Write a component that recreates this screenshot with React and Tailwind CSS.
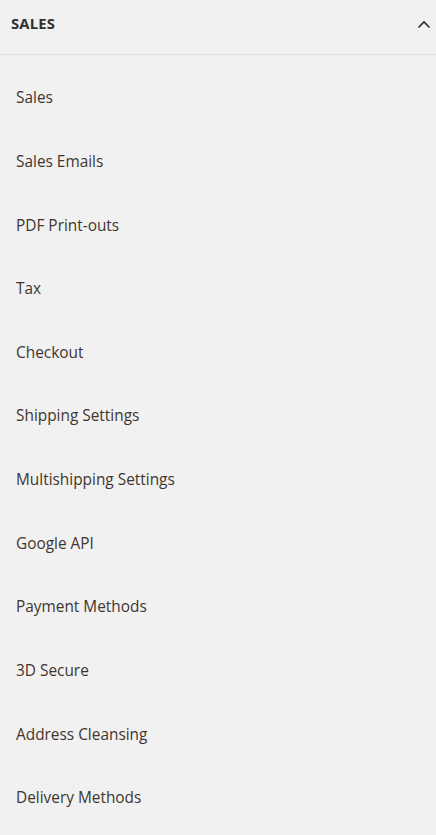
import React from 'react';

const items = [
  'Sales',
  'Sales Emails',
  'PDF Print-outs',
  'Tax',
  'Checkout',
  'Shipping Settings',
  'Multishipping Settings',
  'Google API',
  'Payment Methods',
  '3D Secure',
  'Address Cleansing',
  'Delivery Methods',
];

export default function App() {
  return (
    <div
      className="w-[436px] h-[835px] bg-[#f1f1f1] overflow-hidden"
      style={{ fontFamily: '"Open Sans", sans-serif' }}
    >
      <div className="h-[55px] flex items-center justify-between pl-[11px] pr-[5px] pb-[7px] border-b border-[#e0e0e0]">
        <span className="text-[14.8px] font-bold text-[#303030] tracking-[0.2px]">SALES</span>
        <svg width="14" height="9" viewBox="0 0 14 9" fill="none" className="mt-[2px]">
          <path d="M1.5 7.5L7 2L12.5 7.5" stroke="#303030" strokeWidth="1.6" />
        </svg>
      </div>
      <ul className="pt-[11px]">
        {items.map((item) => (
          <li key={item} className="h-[63.64px] flex items-center pl-[16px] text-[15.4px] text-[#41362f]">
            {item}
          </li>
        ))}
      </ul>
    </div>
  );
}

________

» **Exercise requirements**
Copy each line of the listing in which the word "React" can be found.

» **Output below**
Write a component that recreates this screenshot with React and Tailwind CSS.
import React from 'react';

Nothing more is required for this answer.